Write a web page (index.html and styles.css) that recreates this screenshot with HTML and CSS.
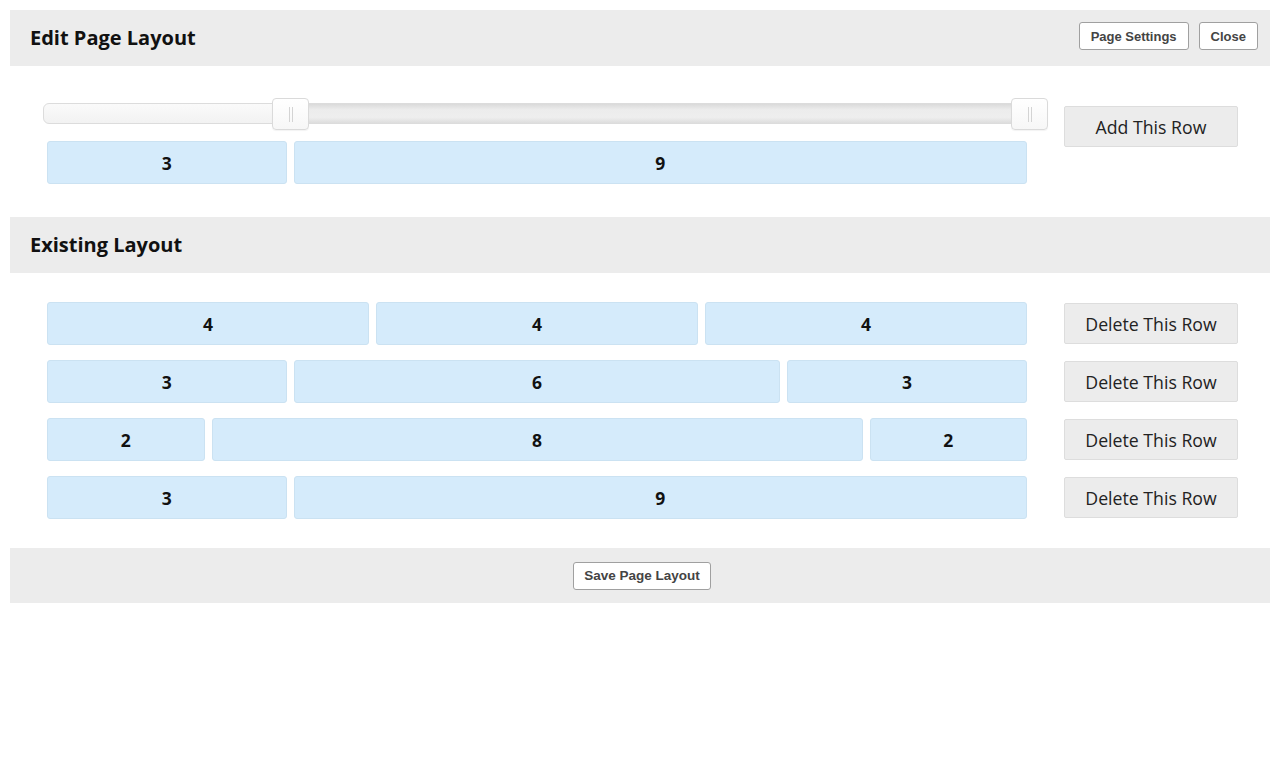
FILE: index.html
```html
<!DOCTYPE html>
<html lang="en">
<head>
  <meta charset="UTF-8">
  <meta name="viewport" content="width=device-width, initial-scale=1.0">
  <title>Edit Page Layout</title>
  <link rel="stylesheet" href="styles.css">
</head>
<body>
  <div class="bar">
    <h2 class="bar__title">Edit Page Layout</h2>
    <div class="bar__actions">
      <button class="btn-small">Page Settings</button>
      <button class="btn-small">Close</button>
    </div>
  </div>

  <div class="section section--new">
    <div class="builder">
      <div class="slider">
        <div class="slider__range"></div>
        <div class="slider__handle slider__handle--a"></div>
        <div class="slider__handle slider__handle--b"></div>
      </div>
      <div class="grid">
        <div class="col span-3">3</div>
        <div class="col span-9">9</div>
      </div>
    </div>
    <button class="btn-row">Add This Row</button>
  </div>

  <div class="bar">
    <h2 class="bar__title">Existing Layout</h2>
  </div>

  <div class="section section--rows">
    <div class="row">
      <div class="grid">
        <div class="col span-4">4</div>
        <div class="col span-4">4</div>
        <div class="col span-4">4</div>
      </div>
      <button class="btn-row">Delete This Row</button>
    </div>
    <div class="row">
      <div class="grid">
        <div class="col span-3">3</div>
        <div class="col span-6">6</div>
        <div class="col span-3">3</div>
      </div>
      <button class="btn-row">Delete This Row</button>
    </div>
    <div class="row">
      <div class="grid">
        <div class="col span-2">2</div>
        <div class="col span-8">8</div>
        <div class="col span-2">2</div>
      </div>
      <button class="btn-row">Delete This Row</button>
    </div>
    <div class="row">
      <div class="grid">
        <div class="col span-3">3</div>
        <div class="col span-9">9</div>
      </div>
      <button class="btn-row">Delete This Row</button>
    </div>
  </div>

  <div class="bar bar--footer">
    <button class="btn-small">Save Page Layout</button>
  </div>
</body>
</html>
```

FILE: styles.css
```css
body{
  margin: 10px;
  background: #fff;
  font-family: "Open Sans", sans-serif;
  color: #111;
}

.bar{
  height: 56px;
  background: #ececec;
  display: flex;
  align-items: center;
  justify-content: space-between;
  padding: 0 12px 0 20px;
}
.bar--footer{
  justify-content: center;
  height: 55px;
}
.bar__title{
  margin: 0;
  font-size: 20px;
  font-weight: 700;
  color: #111;
  position: relative;
  top: -1px;
}
.bar__actions{
  display: flex;
  gap: 10px;
  margin-top: -4px;
}

.btn-small{
  font-family: "Liberation Sans", Arial, sans-serif;
  font-weight: 700;
  font-size: 13px;
  color: #444;
  background: #fff;
  border: 1px solid #a0a0a0;
  border-radius: 3px;
  height: 28px;
  padding: 0 11px;
}
.bar--footer .btn-small{
  font-size: 13.5px;
  padding: 0 10px;
  margin-left: -4px;
}

.btn-row{
  width: 174px;
  height: 41px;
  flex: none;
  background: #ececec;
  border: 1px solid #ddd;
  border-radius: 2px;
  font-family: "Open Sans", sans-serif;
  font-size: 17.7px;
  color: #222;
}

.section{
  padding: 0 32px 0 37px;
}
.section--new{
  display: flex;
  gap: 37px;
  padding-top: 32px;
  padding-bottom: 33px;
}
.section--new .btn-row{
  margin-top: 8px;
}
.section--rows{
  padding-top: 29px;
  padding-bottom: 29px;
  display: flex;
  flex-direction: column;
  gap: 15px;
}

.builder{
  width: 980px;
}

/* dual handle range slider */
.slider{
  position: relative;
  height: 32px;
  margin: 0 -21px 11px -4px;
}
.slider::before{
  content: "";
  position: absolute;
  left: 0;
  right: 0;
  top: 5px;
  height: 19px;
  background: linear-gradient(#fafafa, #f2f2f2);
  border: 1px solid #dcdcdc;
  border-radius: 6px;
}
.slider__range{
  position: absolute;
  left: 250px;
  right: 20px;
  top: 6px;
  height: 19px;
  background: linear-gradient(#dadada, #ececec 30%, #eeeeee 70%, #dddddd);
}
.slider__handle{
  position: absolute;
  top: 0;
  width: 37px;
  height: 32px;
  background: linear-gradient(#fff, #f7f7f7);
  border: 1px solid #dadada;
  border-radius: 4px;
  box-sizing: border-box;
  box-shadow: 0 1px 1px rgba(0, 0, 0, 0.05);
}
.slider__handle::after{
  content: "";
  position: absolute;
  left: 16px;
  top: 8px;
  width: 2px;
  height: 15px;
  border-left: 1px solid #d4d4d4;
  border-right: 1px solid #d4d4d4;
}
.slider__handle--a{
  left: 229px;
}
.slider__handle--b{
  right: 0;
}

.grid{
  width: 980px;
  display: grid;
  grid-template-columns: repeat(12, 1fr);
  gap: 7px;
}
.row{
  display: flex;
  align-items: center;
  gap: 37px;
}
.col{
  height: 43px;
  box-sizing: border-box;
  background: #d5ebfb;
  border: 1px solid #cbe2f2;
  border-radius: 3px;
  display: flex;
  align-items: center;
  justify-content: center;
  font-weight: 700;
  font-size: 17.5px;
  color: #111;
}
.span-2{ grid-column: span 2; }
.span-3{ grid-column: span 3; }
.span-4{ grid-column: span 4; }
.span-6{ grid-column: span 6; }
.span-8{ grid-column: span 8; }
.span-9{ grid-column: span 9; }
```
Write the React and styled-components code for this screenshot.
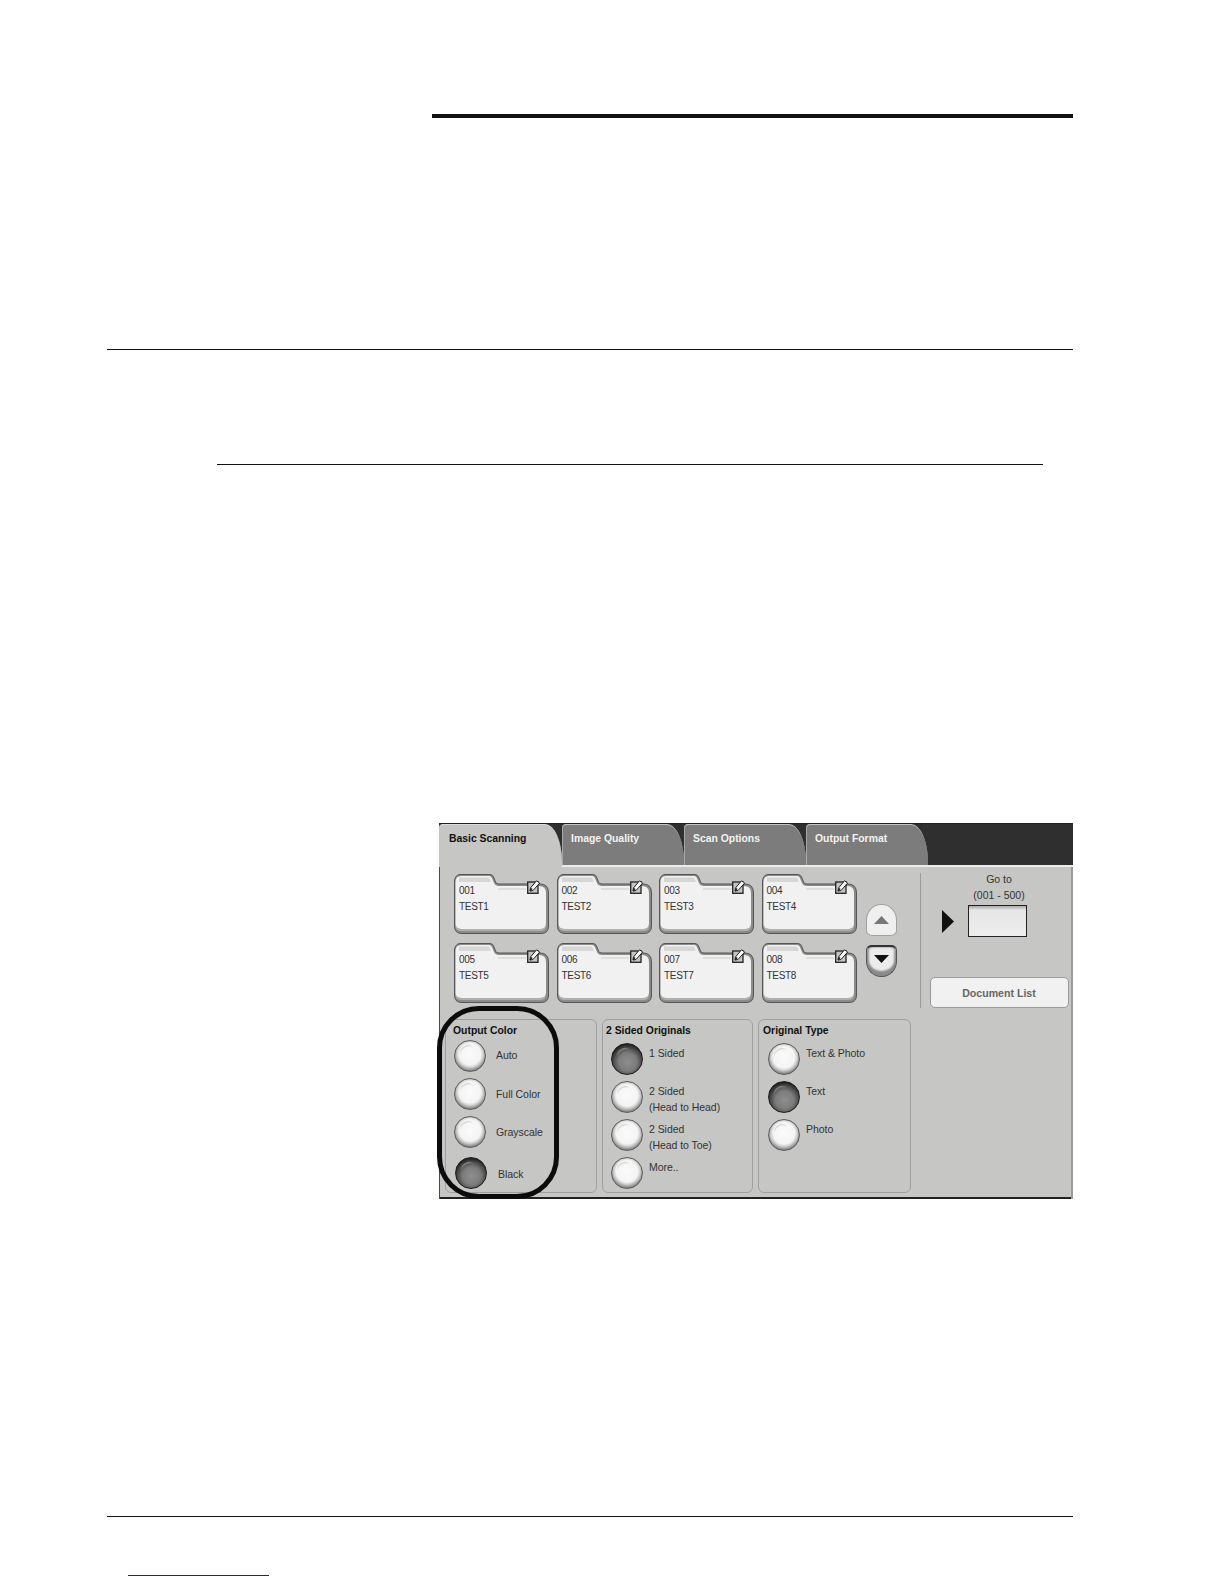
import React from 'react';
import styled, { createGlobalStyle } from 'styled-components';

const TABS = ['Basic Scanning', 'Image Quality', 'Scan Options', 'Output Format'];

const FOLDERS = [
  ['001', 'TEST1'],
  ['002', 'TEST2'],
  ['003', 'TEST3'],
  ['004', 'TEST4'],
  ['005', 'TEST5'],
  ['006', 'TEST6'],
  ['007', 'TEST7'],
  ['008', 'TEST8'],
];

const GROUPS = [
  {
    title: 'Output Color',
    width: 152,
    titleLeft: 7,
    listLeft: 1,
    listTop: 2,
    gap: 10,
    rows: [
      { label: ['Auto'], height: 38, labelTop: 7 },
      { label: ['Full Color'], height: 38, labelTop: 8 },
      { label: ['Grayscale'], height: 41, labelTop: 8 },
      { label: ['Black'], height: 32, labelTop: 9, on: true, nudge: 1 },
    ],
  },
  {
    title: '2 Sided Originals',
    width: 151,
    titleLeft: 3,
    listLeft: 5,
    listTop: 5,
    gap: 6,
    rows: [
      { label: ['1 Sided'], height: 38, on: true },
      { label: ['2 Sided', '(Head to Head)'], height: 38 },
      { label: ['2 Sided', '(Head to Toe)'], height: 38 },
      { label: ['More..'], height: 32 },
    ],
  },
  {
    title: 'Original Type',
    width: 153,
    titleLeft: 4,
    listLeft: 5,
    listTop: 5,
    gap: 6,
    rows: [
      { label: ['Text & Photo'], height: 38 },
      { label: ['Text'], height: 38, on: true },
      { label: ['Photo'], height: 38 },
    ],
  },
];

const FolderShape = () => (
  <FolderSvg viewBox="0 0 95 60" aria-hidden="true">
    <path
      d="M0.5 7 Q1 1 6 0.5 L36 0.5 Q39 0.5 40 4 L41.5 8 Q42 10 45 10 L86 10 Q94.5 10 94.5 19 L94.5 52 Q94.5 59.5 87 59.5 L8 59.5 Q0.5 59.5 0.5 52 Z"
      fill="#8c8c8c"
      stroke="#555"
    />
    <path
      d="M1.5 8 Q1.5 2 7 2 L35 2 Q37.5 2 38.5 5.5 L40 9 Q41 12 45 12 L85 12 Q92 12 92 19 L92 50 Q92 55 86 55 L8 55 Q1.5 55 1.5 50 Z"
      fill="#f1f1f1"
    />
    <path d="M5 3.5 L35 3.5 L37 8 L5 8 Z" fill="#d6d6d6" />
    <path d="M44 14 L72 14 L72 16 L44 16 Z" fill="#dedede" />
    <path d="M1.5 50 Q1.5 55 8 55 L86 55 Q92 55 92 50 L92 52 Q92 57 86 57 L8 57 Q1.5 57 1.5 52 Z" fill="#b0b0b0" />
  </FolderSvg>
);

const EditIcon = () => (
  <EditSvg viewBox="0 0 13 14" aria-hidden="true">
    <rect x="0.7" y="2" width="10.3" height="11.3" fill="#c4c4c4" stroke="#222" strokeWidth="1.3" />
    <path d="M3 11 L3.5 8 L9.5 0.8 L12.7 3 L6 10.5 Z" fill="#f9f9f9" stroke="#222" strokeWidth="1" />
    <path d="M3.2 11 L5 8.5" stroke="#222" strokeWidth="1.4" />
  </EditSvg>
);

const App = () => (
  <Page>
    <GlobalStyle />
    <Rule $left={432} $width={641} $height={4} $top={0} />
    <Rule $left={107} $width={966} $height={1} $top={231} />
    <Rule $left={217} $width={826} $height={1} $top={114} />
    <Panel>
      <TabBar>
        {TABS.map((tab, i) => (
          <Tab key={tab} $active={i === 0}>
            {tab}
          </Tab>
        ))}
      </TabBar>
      <Upper>
        <FolderGrid>
          {FOLDERS.map(([num, name]) => (
            <Folder key={num}>
              <FolderShape />
              <EditIcon />
              <FolderLine>{num}</FolderLine>
              <FolderLine>{name}</FolderLine>
            </Folder>
          ))}
        </FolderGrid>
        <Arrows>
          <ArrowUp>
            <svg width="15" height="8" viewBox="0 0 15 8" aria-hidden="true">
              <path d="M7.5 0 L15 8 L0 8 Z" fill="#767676" />
            </svg>
          </ArrowUp>
          <ArrowDown>
            <svg width="15" height="8" viewBox="0 0 15 8" aria-hidden="true">
              <path d="M0 0 L15 0 L7.5 8 Z" fill="#111" />
            </svg>
          </ArrowDown>
        </Arrows>
        <Divider />
        <GoToColumn>
          <GoToLabel>Go to</GoToLabel>
          <GoToLabel>(001 - 500)</GoToLabel>
          <GoToRow>
            <svg width="12" height="23" viewBox="0 0 12 23" aria-hidden="true">
              <path d="M0 0 L12 11.5 L0 23 Z" fill="#111" />
            </svg>
            <GoToBox />
          </GoToRow>
          <ListButton>Document List</ListButton>
        </GoToColumn>
      </Upper>
      <Lower>
        {GROUPS.map((group) => (
          <Group key={group.title} $width={group.width}>
            <GroupTitle $left={group.titleLeft}>{group.title}</GroupTitle>
            <RadioList $left={group.titleLeft + group.listLeft} $top={group.listTop}>
              {group.rows.map((row) => (
                <RadioRow key={row.label.join()} $height={row.height} $nudge={row.nudge} $gap={group.gap}>
                  <Radio $on={row.on} />
                  <RadioLabel $top={row.labelTop}>
                    {row.label.map((line) => (
                      <div key={line}>{line}</div>
                    ))}
                  </RadioLabel>
                </RadioRow>
              ))}
            </RadioList>
          </Group>
        ))}
      </Lower>
      <Highlight />
    </Panel>
    <Rule $left={107} $width={966} $height={1} $top={317} />
    <Rule $left={128} $width={141} $height={1} $top={58} $color="#1c2290" />
  </Page>
);

export default App;

const GlobalStyle = createGlobalStyle`
  body {
    margin: 0;
    background: #fff;
    font-family: "Liberation Sans", Arial, sans-serif;
  }
`;

const Page = styled.div`
  width: 1224px;
  height: 1584px;
  padding-top: 114px;
  box-sizing: border-box;
  overflow: hidden;
`;

const Rule = styled.div`
  width: ${(p) => p.$width}px;
  height: ${(p) => p.$height}px;
  margin: ${(p) => p.$top}px 0 0 ${(p) => p.$left}px;
  background: ${(p) => p.$color || '#111'};
`;

const Panel = styled.div`
  position: relative;
  width: 634px;
  height: 376px;
  margin: 358px 0 0 439px;
  background: #c6c6c4;
  box-shadow: inset 1px 0 #4a4a4a, inset -2px 0 #9a9a9a, inset 0 -2px #222;
`;

const TabBar = styled.div`
  display: flex;
  height: 41px;
  background: #2f2f2f;
  border-bottom: 2px solid #ececec;
  border-top: 1px solid #222;
  box-sizing: content-box;
  margin-bottom: -1px;
`;

const Tab = styled.div`
  width: ${(p) => (p.$active ? 123 : 122)}px;
  height: ${(p) => (p.$active ? 43 : 41)}px;
  padding: 7px 0 0 ${(p) => (p.$active ? 10 : 9)}px;
  box-sizing: border-box;
  border-radius: 4px 17px 0 0 / 4px 38px 0 0;
  background: ${(p) => (p.$active ? '#c6c6c4' : '#7c7c7c')};
  border-top: 1px solid ${(p) => (p.$active ? '#dcdcdc' : '#c4c4c4')};
  box-shadow: ${(p) => (p.$active ? 'none' : 'inset 1px 0 #a8a8a8')};
  color: ${(p) => (p.$active ? '#111' : '#f2f2f2')};
  font-size: 10.4px;
  font-weight: 700;
  line-height: 14px;
  z-index: 1;
`;

const Upper = styled.div`
  display: flex;
  align-items: flex-start;
  height: 135px;
  margin: 7px 0 0 15px;
`;

const FolderGrid = styled.div`
  display: grid;
  grid-template-columns: repeat(4, 95px);
  grid-auto-rows: 60px;
  column-gap: 7.5px;
  row-gap: 9px;
  margin-top: 1px;
`;

const Folder = styled.div`
  position: relative;
  height: 60px;
  padding: 9px 0 0 5px;
  box-sizing: border-box;
`;

const FolderSvg = styled.svg`
  position: absolute;
  inset: 0;
  width: 95px;
  height: 60px;
`;

const EditSvg = styled.svg`
  position: absolute;
  top: 6px;
  left: 73px;
  width: 13px;
  height: 14px;
`;

const FolderLine = styled.div`
  position: relative;
  color: #333;
  font-size: 10px;
  line-height: 16px;
  letter-spacing: -0.3px;
`;

const Arrows = styled.div`
  display: flex;
  flex-direction: column;
  gap: 9px;
  margin: 31px 0 0 9px;
`;

const ArrowUp = styled.div`
  display: flex;
  align-items: center;
  justify-content: center;
  width: 31px;
  height: 32px;
  box-sizing: border-box;
  border: 1px solid #a0a0a0;
  border-radius: 15px 15px 7px 7px / 16px 16px 5px 5px;
  background: #efefef;
`;

const ArrowDown = styled.div`
  display: flex;
  align-items: center;
  justify-content: center;
  width: 31px;
  height: 32px;
  padding-bottom: 5px;
  box-sizing: border-box;
  border: 1px solid #555;
  border-top: 2px solid #333;
  border-radius: 6px 6px 15px 15px / 5px 5px 16px 16px;
  background: #ececec;
  box-shadow: inset 0 -5px 2px #8a8a8a, inset 2px 0 2px #9a9a9a, inset -2px 0 2px #9a9a9a;
`;

const Divider = styled.div`
  width: 1px;
  height: 135px;
  margin-left: 23px;
  background: #9c9c9c;
`;

const GoToColumn = styled.div`
  display: flex;
  flex-direction: column;
  width: 139px;
  margin: -2px 0 0 9px;
`;

const GoToLabel = styled.div`
  color: #333;
  font-size: 10.5px;
  line-height: 16px;
  text-align: center;
`;

const GoToRow = styled.div`
  display: flex;
  align-items: center;
  gap: 14px;
  margin: 2px 0 0 12px;
`;

const GoToBox = styled.div`
  width: 59px;
  height: 32px;
  box-sizing: border-box;
  border: 1px solid #222;
  background: linear-gradient(#a8a8a8 0, #e6e6e6 4px, #ededed 100%);
`;

const ListButton = styled.div`
  display: flex;
  align-items: center;
  justify-content: center;
  height: 31px;
  margin-top: 40px;
  box-sizing: border-box;
  border: 1px solid #9a9a9a;
  border-radius: 5px;
  background: #f1f1f1;
  color: #666;
  font-size: 10.6px;
  font-weight: 700;
`;

const Lower = styled.div`
  display: flex;
  gap: 5px;
  margin: 11px 0 0 6px;
`;

const Group = styled.div`
  width: ${(p) => p.$width}px;
  height: 174px;
  padding-top: 4px;
  box-sizing: border-box;
  border: 1px solid #a0a0a0;
  border-radius: 6px;
`;

const GroupTitle = styled.div`
  padding-left: ${(p) => p.$left}px;
  color: #111;
  font-size: 10.4px;
  font-weight: 700;
  line-height: 14px;
`;

const RadioList = styled.div`
  display: flex;
  flex-direction: column;
  margin: ${(p) => p.$top}px 0 0 ${(p) => p.$left}px;
`;

const RadioRow = styled.div`
  display: flex;
  align-items: flex-start;
  gap: ${(p) => p.$gap + (p.$nudge || 0)}px;
  height: ${(p) => p.$height}px;
  margin-left: ${(p) => p.$nudge || 0}px;
`;

const Radio = styled.div`
  position: relative;
  flex: none;
  width: 32px;
  height: 32px;
  box-sizing: border-box;
  border: 1px solid ${(p) => (p.$on ? '#1e1e1e' : '#5e5e5e')};
  border-radius: 50%;
  background: ${(p) =>
    p.$on
      ? 'radial-gradient(circle 20px at 52% 60%, #8e8e8e 0, #7c7c7c 45%, #505050 68%, #1c1c1c 90%)'
      : 'radial-gradient(circle 18px at 50% 44%, #fbfbfb 0, #f4f4f4 60%, #d2d2d2 72%, #929292 88%, #666 100%)'};
  &::after {
    content: '';
    position: absolute;
    top: 4px;
    left: 5px;
    width: 14px;
    height: 10px;
    border-top: 2px solid ${(p) => (p.$on ? '#7a7a7a' : '#dcdcdc')};
    border-radius: 50%;
    transform: rotate(-28deg);
  }
`;

const RadioLabel = styled.div`
  padding-top: ${(p) => p.$top ?? 2}px;
  color: #333;
  font-size: 10.5px;
  line-height: 16px;
  letter-spacing: -0.05px;
`;

const Highlight = styled.div`
  position: absolute;
  top: 183px;
  left: -2px;
  width: 122px;
  height: 193px;
  box-sizing: border-box;
  border: 5px solid #0c0c0c;
  border-radius: 42px;
`;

--- --- ---

> **Description of the task**:
Report how many lines in the listing include the word "styles". Give nothing but the count.

> **Finished answer**:
3